● Task prompt:
Extract the records below word for word and ignore the images.

[Front-end source files]
^^^^

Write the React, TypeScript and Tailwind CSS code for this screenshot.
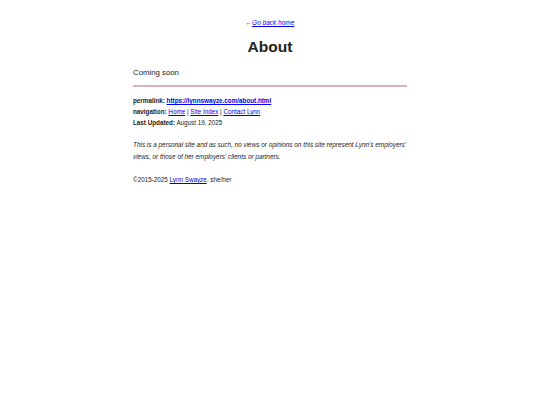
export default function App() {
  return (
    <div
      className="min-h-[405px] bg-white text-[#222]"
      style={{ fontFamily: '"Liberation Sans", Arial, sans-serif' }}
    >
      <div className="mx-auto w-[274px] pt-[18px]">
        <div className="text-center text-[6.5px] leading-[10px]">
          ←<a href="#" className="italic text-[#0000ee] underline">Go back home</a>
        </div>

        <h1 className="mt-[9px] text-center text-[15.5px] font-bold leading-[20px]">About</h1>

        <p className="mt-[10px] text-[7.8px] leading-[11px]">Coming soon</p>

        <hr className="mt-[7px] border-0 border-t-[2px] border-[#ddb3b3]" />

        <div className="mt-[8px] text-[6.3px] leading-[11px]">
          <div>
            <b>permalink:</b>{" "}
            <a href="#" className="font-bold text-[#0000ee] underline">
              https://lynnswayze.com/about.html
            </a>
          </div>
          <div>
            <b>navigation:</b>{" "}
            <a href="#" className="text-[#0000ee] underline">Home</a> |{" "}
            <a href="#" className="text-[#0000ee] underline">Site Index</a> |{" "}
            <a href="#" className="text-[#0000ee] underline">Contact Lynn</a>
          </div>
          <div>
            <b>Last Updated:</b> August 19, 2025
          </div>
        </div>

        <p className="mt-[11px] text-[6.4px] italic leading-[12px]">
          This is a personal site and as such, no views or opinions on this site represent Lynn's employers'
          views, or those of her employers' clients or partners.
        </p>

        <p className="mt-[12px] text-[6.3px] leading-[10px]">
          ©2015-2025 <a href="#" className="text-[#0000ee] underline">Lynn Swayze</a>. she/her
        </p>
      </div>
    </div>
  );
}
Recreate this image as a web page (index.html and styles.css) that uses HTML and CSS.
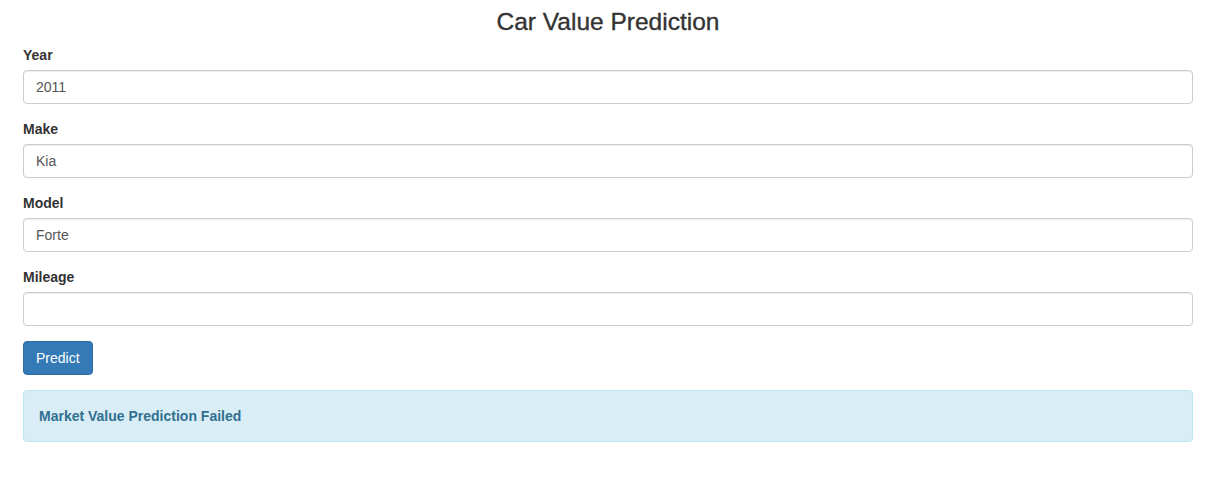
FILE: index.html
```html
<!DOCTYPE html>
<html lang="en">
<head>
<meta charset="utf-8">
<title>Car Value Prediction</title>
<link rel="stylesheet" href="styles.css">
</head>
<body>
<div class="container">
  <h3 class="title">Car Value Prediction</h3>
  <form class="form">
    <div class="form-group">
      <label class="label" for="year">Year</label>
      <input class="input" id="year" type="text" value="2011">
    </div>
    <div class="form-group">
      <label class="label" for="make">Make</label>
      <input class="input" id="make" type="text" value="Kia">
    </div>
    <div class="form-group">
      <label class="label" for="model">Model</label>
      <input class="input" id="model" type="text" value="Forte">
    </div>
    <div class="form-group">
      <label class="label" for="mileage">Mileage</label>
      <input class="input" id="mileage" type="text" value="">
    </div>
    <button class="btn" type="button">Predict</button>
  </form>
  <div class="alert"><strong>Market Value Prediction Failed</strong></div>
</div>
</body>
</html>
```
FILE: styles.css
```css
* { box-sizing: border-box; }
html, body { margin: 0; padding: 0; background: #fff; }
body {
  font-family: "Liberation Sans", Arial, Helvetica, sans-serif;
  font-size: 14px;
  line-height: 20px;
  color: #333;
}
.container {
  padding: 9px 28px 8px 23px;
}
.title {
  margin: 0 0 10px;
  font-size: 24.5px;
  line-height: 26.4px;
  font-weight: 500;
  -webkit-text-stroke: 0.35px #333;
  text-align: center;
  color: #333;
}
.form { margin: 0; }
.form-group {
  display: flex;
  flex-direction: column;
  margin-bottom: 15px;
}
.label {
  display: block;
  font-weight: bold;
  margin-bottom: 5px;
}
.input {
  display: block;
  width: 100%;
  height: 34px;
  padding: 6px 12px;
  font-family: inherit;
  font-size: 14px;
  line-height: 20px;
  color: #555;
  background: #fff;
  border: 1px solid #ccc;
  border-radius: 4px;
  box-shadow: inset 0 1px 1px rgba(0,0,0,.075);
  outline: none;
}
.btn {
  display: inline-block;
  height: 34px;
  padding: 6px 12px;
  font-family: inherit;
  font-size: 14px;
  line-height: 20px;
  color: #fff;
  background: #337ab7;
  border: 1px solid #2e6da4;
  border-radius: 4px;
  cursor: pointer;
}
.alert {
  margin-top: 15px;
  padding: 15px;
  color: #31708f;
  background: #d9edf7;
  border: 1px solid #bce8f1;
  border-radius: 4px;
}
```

^^^^

● Completed task:
Write the React, TypeScript and Tailwind CSS code for this screenshot.
export default function App() {
  return (
    <div
      className="min-h-[405px] bg-white text-[#222]"
      style={{ fontFamily: '"Liberation Sans", Arial, sans-serif' }}
    >
      <div className="mx-auto w-[274px] pt-[18px]">
        <div className="text-center text-[6.5px] leading-[10px]">
          ←<a href="#" className="italic text-[#0000ee] underline">Go back home</a>
        </div>

        <h1 className="mt-[9px] text-center text-[15.5px] font-bold leading-[20px]">About</h1>

        <p className="mt-[10px] text-[7.8px] leading-[11px]">Coming soon</p>

        <hr className="mt-[7px] border-0 border-t-[2px] border-[#ddb3b3]" />

        <div className="mt-[8px] text-[6.3px] leading-[11px]">
          <div>
            <b>permalink:</b>{" "}
            <a href="#" className="font-bold text-[#0000ee] underline">
              https://lynnswayze.com/about.html
            </a>
          </div>
          <div>
            <b>navigation:</b>{" "}
            <a href="#" className="text-[#0000ee] underline">Home</a> |{" "}
            <a href="#" className="text-[#0000ee] underline">Site Index</a> |{" "}
            <a href="#" className="text-[#0000ee] underline">Contact Lynn</a>
          </div>
          <div>
            <b>Last Updated:</b> August 19, 2025
          </div>
        </div>

        <p className="mt-[11px] text-[6.4px] italic leading-[12px]">
          This is a personal site and as such, no views or opinions on this site represent Lynn's employers'
          views, or those of her employers' clients or partners.
        </p>

        <p className="mt-[12px] text-[6.3px] leading-[10px]">
          ©2015-2025 <a href="#" className="text-[#0000ee] underline">Lynn Swayze</a>. she/her
        </p>
      </div>
    </div>
  );
}
Recreate this image as a web page (index.html and styles.css) that uses HTML and CSS.
FILE: index.html
```html
<!DOCTYPE html>
<html lang="en">
<head>
<meta charset="utf-8">
<title>Car Value Prediction</title>
<link rel="stylesheet" href="styles.css">
</head>
<body>
<div class="container">
  <h3 class="title">Car Value Prediction</h3>
  <form class="form">
    <div class="form-group">
      <label class="label" for="year">Year</label>
      <input class="input" id="year" type="text" value="2011">
    </div>
    <div class="form-group">
      <label class="label" for="make">Make</label>
      <input class="input" id="make" type="text" value="Kia">
    </div>
    <div class="form-group">
      <label class="label" for="model">Model</label>
      <input class="input" id="model" type="text" value="Forte">
    </div>
    <div class="form-group">
      <label class="label" for="mileage">Mileage</label>
      <input class="input" id="mileage" type="text" value="">
    </div>
    <button class="btn" type="button">Predict</button>
  </form>
  <div class="alert"><strong>Market Value Prediction Failed</strong></div>
</div>
</body>
</html>
```
FILE: styles.css
```css
* { box-sizing: border-box; }
html, body { margin: 0; padding: 0; background: #fff; }
body {
  font-family: "Liberation Sans", Arial, Helvetica, sans-serif;
  font-size: 14px;
  line-height: 20px;
  color: #333;
}
.container {
  padding: 9px 28px 8px 23px;
}
.title {
  margin: 0 0 10px;
  font-size: 24.5px;
  line-height: 26.4px;
  font-weight: 500;
  -webkit-text-stroke: 0.35px #333;
  text-align: center;
  color: #333;
}
.form { margin: 0; }
.form-group {
  display: flex;
  flex-direction: column;
  margin-bottom: 15px;
}
.label {
  display: block;
  font-weight: bold;
  margin-bottom: 5px;
}
.input {
  display: block;
  width: 100%;
  height: 34px;
  padding: 6px 12px;
  font-family: inherit;
  font-size: 14px;
  line-height: 20px;
  color: #555;
  background: #fff;
  border: 1px solid #ccc;
  border-radius: 4px;
  box-shadow: inset 0 1px 1px rgba(0,0,0,.075);
  outline: none;
}
.btn {
  display: inline-block;
  height: 34px;
  padding: 6px 12px;
  font-family: inherit;
  font-size: 14px;
  line-height: 20px;
  color: #fff;
  background: #337ab7;
  border: 1px solid #2e6da4;
  border-radius: 4px;
  cursor: pointer;
}
.alert {
  margin-top: 15px;
  padding: 15px;
  color: #31708f;
  background: #d9edf7;
  border: 1px solid #bce8f1;
  border-radius: 4px;
}
```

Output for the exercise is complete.